Thanks for hearing my side, and for reading this. To some
degree, it certainly helps to challenge and sharpen one another. I want
God to us me to draw as many people to Himself as possible, and I don't
doubt for a minute that you want the same.
May God give you and your husband much fruit in your ministry,
and may he ever direct your steps.

Sincerely,
Alex

5 comments:

Hope said...

I'm so glad you guys liked Fireproof! We all loved it and are going to see it for a second time tomorrow with some friends.

I love you!
Hope :)

ridge765 said...

My husband and I have a copy of the Love Dare book and a "Couple's Kit" which is a bible-study based on the movie. These have certainly been the most powerful blessings on our marriage this year.
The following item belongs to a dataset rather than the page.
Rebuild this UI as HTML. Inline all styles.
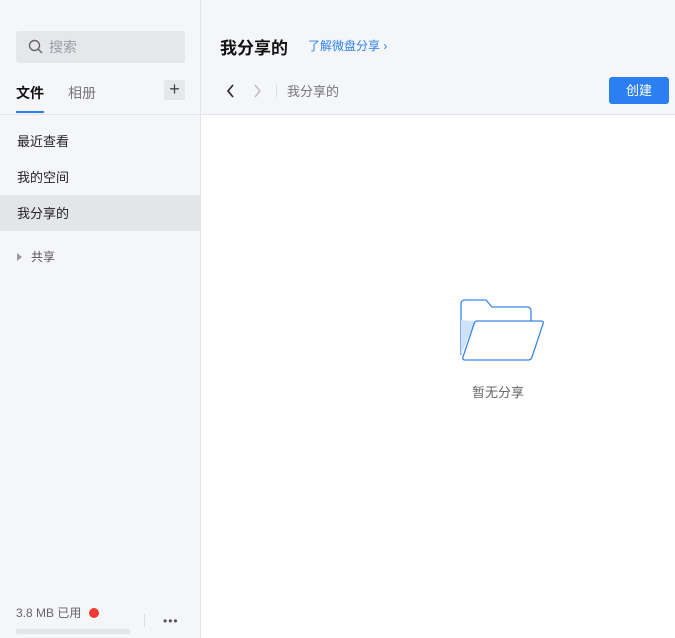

Have you seen them? Check them out at www.fireproofresources.com. I think you can get them at a discount on this site! Yay!

Luke said...

Thanks for the review!

You might like these video interviews of Kirk Cameron: http://www.covenanteyes.com/blog/2008/08/20/the-love-dare-new-movie-seeks-to-fireproof-marriages/

Armenio & Luska said...

Debbie,
You are right on about Fireproof. I saw it last week... cried the whole entire time. It really did speak to me. I also recommend it to anyone who is married, whether or not they are believers. Thanks for sharing your views.

Luska

Blueberry said...

I didn't like Facing the Giants for the same reasons that you didn't. When I heard about Fireproof, I knew in my heart that I should give it a chance, and then I became excited about it. I haven't seen it yet, and I didn't finish reading your review, but I am looking forward to watching it when it comes out on dvd.